WHAT NEEDS TO BE DONE: Using the records that follow, copy every line containing the word "screenshot".

[start of MATERIAL TO PROCESS]

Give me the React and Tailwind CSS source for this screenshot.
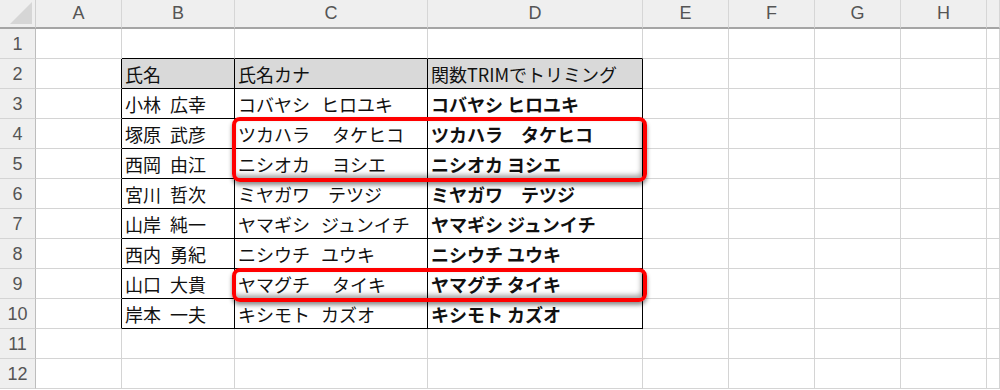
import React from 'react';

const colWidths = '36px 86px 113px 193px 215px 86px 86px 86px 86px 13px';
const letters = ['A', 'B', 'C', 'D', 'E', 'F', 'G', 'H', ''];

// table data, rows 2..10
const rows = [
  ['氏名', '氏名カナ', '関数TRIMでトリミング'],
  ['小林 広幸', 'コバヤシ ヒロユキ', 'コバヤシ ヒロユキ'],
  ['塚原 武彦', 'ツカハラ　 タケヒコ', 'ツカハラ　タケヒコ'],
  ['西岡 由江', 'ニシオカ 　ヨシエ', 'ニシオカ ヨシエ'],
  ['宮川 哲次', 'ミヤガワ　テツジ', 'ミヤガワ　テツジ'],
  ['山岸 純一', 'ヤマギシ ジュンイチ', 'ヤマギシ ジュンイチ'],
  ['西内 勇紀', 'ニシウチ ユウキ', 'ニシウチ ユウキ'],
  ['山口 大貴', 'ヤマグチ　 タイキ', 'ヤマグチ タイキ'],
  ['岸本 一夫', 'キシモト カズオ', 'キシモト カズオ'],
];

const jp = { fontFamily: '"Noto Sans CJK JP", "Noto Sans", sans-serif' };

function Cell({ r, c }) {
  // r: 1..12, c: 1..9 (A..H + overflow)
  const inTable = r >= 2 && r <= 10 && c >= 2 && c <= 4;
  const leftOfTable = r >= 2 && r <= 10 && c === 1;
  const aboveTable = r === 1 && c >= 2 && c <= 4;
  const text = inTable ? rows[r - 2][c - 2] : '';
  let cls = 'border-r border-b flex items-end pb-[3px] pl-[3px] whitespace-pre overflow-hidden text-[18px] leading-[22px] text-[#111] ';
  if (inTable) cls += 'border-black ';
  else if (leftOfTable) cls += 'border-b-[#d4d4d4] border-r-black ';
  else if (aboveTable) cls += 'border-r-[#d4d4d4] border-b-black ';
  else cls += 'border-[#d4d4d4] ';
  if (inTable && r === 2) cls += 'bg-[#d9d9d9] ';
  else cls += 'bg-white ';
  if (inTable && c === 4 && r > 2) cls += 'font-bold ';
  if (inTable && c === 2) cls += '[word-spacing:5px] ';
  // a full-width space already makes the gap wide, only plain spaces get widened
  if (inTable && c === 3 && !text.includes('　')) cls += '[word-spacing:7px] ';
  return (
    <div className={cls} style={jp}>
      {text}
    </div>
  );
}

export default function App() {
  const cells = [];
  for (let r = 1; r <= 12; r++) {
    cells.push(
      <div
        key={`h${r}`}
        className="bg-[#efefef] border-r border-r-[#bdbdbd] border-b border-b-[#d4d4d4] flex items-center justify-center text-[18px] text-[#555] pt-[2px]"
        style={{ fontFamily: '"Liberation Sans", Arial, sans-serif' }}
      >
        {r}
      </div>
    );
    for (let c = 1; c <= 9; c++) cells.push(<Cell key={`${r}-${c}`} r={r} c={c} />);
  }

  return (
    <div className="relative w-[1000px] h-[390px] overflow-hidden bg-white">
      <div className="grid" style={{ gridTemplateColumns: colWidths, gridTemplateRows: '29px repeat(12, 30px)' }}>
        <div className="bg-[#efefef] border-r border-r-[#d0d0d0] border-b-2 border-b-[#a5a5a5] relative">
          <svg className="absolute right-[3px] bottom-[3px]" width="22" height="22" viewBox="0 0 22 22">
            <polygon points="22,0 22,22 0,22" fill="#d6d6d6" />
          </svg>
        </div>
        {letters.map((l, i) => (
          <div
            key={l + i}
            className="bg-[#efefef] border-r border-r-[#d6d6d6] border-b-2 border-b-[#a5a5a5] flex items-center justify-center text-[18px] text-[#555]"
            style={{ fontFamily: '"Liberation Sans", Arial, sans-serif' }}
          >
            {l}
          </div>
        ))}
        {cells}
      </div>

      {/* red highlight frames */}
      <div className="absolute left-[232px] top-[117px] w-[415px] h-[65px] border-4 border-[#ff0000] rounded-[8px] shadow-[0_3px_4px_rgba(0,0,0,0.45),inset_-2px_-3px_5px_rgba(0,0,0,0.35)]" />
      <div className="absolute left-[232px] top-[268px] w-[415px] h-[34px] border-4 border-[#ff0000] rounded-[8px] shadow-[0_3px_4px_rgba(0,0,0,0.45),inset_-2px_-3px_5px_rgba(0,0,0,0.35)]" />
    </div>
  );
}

[end of MATERIAL TO PROCESS]
[start of MATERIAL TO PROCESS]

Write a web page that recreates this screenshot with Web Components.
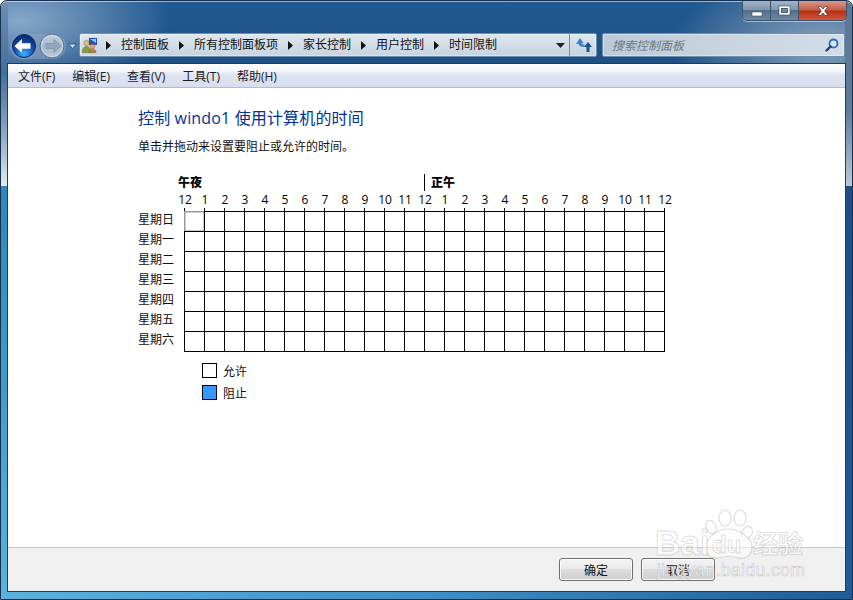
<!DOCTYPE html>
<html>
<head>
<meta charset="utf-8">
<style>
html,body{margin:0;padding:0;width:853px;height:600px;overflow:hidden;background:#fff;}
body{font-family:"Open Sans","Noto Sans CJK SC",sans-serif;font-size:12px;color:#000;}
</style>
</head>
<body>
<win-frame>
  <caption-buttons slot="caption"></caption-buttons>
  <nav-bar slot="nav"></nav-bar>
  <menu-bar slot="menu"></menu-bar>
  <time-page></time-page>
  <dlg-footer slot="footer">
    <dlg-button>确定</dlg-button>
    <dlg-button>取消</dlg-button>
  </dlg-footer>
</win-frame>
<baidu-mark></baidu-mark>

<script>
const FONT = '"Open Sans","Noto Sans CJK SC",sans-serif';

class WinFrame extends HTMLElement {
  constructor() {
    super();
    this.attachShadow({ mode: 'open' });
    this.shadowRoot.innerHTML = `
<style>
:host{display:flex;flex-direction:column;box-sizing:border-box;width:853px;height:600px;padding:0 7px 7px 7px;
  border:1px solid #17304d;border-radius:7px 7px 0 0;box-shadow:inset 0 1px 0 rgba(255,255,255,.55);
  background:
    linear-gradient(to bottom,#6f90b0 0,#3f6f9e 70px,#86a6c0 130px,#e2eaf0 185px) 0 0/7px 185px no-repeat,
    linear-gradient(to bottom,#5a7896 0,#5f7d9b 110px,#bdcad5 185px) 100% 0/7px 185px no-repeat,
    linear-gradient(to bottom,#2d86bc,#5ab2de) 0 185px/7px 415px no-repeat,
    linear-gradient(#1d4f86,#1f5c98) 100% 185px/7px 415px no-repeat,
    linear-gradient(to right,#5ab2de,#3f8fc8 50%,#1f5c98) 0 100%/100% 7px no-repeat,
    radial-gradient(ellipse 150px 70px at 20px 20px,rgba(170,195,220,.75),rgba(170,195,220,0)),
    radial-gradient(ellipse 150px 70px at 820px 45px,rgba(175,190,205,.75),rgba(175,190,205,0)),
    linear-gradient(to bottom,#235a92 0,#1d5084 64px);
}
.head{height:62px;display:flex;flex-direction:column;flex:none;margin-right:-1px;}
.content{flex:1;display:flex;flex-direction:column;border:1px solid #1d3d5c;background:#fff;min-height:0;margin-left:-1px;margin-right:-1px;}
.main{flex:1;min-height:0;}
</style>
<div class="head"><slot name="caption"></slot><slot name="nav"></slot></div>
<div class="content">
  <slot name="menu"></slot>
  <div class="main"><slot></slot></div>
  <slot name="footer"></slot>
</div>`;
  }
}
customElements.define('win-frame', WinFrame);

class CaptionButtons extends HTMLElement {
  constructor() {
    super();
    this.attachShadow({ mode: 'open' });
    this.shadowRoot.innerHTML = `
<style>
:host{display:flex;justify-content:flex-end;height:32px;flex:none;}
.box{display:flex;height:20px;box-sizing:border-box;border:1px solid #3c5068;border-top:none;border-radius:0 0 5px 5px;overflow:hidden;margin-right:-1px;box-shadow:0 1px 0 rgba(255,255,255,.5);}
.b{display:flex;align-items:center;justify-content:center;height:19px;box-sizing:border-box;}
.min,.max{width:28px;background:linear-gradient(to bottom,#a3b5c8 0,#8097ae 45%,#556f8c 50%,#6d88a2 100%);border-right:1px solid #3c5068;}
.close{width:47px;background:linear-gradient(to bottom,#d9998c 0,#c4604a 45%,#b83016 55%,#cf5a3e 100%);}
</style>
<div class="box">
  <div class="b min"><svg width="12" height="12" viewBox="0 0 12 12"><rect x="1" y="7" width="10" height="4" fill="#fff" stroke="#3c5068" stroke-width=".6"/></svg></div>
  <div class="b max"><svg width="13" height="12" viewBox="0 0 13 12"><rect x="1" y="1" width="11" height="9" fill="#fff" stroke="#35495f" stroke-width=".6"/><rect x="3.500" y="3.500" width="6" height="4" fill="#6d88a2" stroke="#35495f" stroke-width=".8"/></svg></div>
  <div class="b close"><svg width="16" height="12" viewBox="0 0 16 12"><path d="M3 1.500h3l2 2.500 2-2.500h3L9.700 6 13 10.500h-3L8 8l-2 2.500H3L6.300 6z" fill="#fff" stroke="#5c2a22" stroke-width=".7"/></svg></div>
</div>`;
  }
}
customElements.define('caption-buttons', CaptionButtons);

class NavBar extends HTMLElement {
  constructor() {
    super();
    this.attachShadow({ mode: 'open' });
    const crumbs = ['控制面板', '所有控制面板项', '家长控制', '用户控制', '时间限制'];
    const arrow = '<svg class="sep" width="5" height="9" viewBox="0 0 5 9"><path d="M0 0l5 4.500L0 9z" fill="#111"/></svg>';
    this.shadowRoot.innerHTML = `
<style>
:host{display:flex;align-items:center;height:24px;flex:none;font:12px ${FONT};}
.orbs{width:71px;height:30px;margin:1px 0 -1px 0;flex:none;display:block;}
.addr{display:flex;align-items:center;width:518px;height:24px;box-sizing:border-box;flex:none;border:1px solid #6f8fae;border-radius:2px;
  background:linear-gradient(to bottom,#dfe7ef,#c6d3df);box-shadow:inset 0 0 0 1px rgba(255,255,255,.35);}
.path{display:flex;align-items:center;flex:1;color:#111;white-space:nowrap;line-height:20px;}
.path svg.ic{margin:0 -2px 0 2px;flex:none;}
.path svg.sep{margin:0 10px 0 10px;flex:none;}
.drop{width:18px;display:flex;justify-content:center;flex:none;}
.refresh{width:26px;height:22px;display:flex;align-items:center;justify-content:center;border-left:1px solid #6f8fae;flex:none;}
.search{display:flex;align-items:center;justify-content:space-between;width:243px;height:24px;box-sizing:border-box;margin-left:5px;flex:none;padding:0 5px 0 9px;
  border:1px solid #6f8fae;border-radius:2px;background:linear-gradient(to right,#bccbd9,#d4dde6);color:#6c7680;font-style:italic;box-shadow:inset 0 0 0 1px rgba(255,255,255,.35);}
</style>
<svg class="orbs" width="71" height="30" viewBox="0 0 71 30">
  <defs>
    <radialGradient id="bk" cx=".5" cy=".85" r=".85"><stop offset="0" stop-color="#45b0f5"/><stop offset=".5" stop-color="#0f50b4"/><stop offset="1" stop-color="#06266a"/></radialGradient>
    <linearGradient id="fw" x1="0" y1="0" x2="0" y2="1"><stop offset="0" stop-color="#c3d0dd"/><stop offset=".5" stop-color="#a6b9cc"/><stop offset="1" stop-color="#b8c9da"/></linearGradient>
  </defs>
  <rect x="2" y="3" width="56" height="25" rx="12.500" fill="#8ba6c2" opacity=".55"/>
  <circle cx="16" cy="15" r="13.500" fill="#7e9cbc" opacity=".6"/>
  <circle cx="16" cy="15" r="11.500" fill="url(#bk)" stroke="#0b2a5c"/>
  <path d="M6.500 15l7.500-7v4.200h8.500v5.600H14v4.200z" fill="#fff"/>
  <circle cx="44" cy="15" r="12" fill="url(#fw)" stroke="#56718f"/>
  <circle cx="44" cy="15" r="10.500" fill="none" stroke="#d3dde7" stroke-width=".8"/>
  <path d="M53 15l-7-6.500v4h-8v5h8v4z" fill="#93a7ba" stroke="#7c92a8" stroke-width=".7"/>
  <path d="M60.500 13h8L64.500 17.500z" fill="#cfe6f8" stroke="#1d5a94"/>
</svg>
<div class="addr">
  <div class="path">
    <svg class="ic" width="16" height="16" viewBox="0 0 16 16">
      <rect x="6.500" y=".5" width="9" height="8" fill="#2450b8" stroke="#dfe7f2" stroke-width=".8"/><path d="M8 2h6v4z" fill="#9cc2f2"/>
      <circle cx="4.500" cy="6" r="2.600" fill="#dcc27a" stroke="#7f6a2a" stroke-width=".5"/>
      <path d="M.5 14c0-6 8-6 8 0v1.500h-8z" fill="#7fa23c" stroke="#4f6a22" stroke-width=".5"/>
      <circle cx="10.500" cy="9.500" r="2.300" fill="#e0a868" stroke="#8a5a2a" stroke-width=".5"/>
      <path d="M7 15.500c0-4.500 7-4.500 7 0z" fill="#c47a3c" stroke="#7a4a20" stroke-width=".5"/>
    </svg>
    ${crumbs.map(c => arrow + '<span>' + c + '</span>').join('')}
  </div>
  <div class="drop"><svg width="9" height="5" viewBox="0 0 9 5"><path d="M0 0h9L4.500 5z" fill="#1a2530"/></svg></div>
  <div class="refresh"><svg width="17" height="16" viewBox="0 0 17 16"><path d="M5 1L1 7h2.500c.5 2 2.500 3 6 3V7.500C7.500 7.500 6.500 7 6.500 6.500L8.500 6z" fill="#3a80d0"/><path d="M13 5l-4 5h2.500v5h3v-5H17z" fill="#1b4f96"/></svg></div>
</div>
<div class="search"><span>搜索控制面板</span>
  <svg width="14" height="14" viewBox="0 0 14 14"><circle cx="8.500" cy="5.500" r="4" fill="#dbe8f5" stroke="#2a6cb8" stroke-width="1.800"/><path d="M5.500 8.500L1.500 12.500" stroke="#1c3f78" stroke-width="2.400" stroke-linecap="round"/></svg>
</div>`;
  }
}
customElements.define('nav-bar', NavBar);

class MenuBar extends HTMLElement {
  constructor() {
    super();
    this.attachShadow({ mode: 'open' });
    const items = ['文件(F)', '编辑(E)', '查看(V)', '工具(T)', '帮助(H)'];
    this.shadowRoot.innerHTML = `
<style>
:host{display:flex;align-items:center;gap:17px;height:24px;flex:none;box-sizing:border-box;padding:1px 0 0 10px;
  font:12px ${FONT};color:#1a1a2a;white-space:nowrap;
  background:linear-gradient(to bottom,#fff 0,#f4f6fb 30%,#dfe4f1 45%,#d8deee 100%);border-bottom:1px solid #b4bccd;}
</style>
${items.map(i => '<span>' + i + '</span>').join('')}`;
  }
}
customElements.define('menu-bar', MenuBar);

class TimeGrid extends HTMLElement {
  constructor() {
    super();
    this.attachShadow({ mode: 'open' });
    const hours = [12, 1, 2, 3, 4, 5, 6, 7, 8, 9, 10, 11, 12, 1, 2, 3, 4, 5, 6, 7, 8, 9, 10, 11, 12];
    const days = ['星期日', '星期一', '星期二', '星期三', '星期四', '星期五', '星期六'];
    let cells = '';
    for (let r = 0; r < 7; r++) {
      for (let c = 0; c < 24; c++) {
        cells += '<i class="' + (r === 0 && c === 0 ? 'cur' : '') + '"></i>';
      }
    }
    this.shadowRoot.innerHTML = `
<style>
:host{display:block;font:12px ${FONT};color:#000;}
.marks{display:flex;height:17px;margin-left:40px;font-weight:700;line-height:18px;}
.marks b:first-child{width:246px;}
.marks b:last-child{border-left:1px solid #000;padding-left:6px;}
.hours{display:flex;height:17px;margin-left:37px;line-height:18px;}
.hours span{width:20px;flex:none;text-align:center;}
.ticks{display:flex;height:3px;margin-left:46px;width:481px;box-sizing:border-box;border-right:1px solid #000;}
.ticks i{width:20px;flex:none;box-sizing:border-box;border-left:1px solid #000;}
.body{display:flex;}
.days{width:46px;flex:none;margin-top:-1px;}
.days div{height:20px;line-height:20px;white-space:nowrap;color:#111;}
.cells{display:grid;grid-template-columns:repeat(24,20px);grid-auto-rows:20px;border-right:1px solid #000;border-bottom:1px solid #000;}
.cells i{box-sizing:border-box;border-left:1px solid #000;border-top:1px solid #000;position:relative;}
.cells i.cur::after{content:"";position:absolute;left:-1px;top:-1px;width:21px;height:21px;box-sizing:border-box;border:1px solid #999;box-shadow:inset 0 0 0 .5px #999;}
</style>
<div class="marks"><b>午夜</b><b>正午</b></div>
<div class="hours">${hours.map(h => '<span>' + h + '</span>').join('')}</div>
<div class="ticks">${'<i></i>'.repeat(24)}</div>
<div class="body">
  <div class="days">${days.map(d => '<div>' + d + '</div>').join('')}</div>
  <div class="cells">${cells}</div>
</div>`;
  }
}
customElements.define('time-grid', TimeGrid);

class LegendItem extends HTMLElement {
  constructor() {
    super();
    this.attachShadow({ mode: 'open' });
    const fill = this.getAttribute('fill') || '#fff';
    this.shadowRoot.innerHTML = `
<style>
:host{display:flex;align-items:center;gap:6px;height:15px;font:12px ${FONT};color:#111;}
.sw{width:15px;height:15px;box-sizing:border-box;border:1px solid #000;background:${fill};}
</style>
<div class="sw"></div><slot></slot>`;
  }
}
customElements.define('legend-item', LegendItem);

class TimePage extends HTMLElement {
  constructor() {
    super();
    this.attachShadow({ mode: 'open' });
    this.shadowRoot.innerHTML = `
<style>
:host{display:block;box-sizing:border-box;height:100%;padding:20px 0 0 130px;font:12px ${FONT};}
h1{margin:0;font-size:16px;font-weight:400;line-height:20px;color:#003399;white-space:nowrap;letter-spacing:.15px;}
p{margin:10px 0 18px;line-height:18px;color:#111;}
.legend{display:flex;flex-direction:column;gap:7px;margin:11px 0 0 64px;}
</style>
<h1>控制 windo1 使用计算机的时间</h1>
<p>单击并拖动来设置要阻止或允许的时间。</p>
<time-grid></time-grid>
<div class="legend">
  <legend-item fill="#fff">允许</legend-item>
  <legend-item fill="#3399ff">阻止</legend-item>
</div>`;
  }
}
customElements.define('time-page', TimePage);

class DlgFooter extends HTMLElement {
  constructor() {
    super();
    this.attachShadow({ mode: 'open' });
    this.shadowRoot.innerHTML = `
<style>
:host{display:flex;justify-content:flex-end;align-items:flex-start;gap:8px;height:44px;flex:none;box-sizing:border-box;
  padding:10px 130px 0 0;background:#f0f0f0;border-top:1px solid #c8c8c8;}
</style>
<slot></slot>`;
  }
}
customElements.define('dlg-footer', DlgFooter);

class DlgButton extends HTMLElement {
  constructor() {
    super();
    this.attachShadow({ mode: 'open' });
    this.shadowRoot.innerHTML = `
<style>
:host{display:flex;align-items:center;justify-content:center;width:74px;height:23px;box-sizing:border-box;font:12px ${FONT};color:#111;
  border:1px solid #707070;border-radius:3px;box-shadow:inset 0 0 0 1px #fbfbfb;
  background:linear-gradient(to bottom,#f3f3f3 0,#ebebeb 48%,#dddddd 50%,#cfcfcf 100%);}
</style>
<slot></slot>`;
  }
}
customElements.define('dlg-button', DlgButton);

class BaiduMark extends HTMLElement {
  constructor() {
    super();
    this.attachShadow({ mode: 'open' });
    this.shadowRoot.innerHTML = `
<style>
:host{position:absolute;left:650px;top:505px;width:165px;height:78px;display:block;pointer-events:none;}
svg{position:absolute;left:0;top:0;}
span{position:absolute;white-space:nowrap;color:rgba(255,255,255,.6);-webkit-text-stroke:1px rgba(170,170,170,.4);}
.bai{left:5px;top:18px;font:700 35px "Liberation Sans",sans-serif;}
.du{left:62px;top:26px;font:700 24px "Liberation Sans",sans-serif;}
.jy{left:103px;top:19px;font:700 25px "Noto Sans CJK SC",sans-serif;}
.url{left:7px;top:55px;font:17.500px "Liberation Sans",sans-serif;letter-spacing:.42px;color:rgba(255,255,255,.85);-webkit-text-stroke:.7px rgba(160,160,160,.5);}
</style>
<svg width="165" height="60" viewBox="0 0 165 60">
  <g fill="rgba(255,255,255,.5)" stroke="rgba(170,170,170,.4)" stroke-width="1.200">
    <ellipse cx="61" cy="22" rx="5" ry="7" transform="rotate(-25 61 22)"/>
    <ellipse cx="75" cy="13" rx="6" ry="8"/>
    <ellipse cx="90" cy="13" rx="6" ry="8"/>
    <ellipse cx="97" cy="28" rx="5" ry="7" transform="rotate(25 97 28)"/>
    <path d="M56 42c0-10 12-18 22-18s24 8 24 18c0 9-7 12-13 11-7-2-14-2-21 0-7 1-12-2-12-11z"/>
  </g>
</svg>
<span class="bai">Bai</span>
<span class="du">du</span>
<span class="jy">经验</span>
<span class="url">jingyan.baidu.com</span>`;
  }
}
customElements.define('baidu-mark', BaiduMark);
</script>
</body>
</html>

[end of MATERIAL TO PROCESS]

WRITTEN SOLUTION:
Give me the React and Tailwind CSS source for this screenshot.
Write a web page that recreates this screenshot with Web Components.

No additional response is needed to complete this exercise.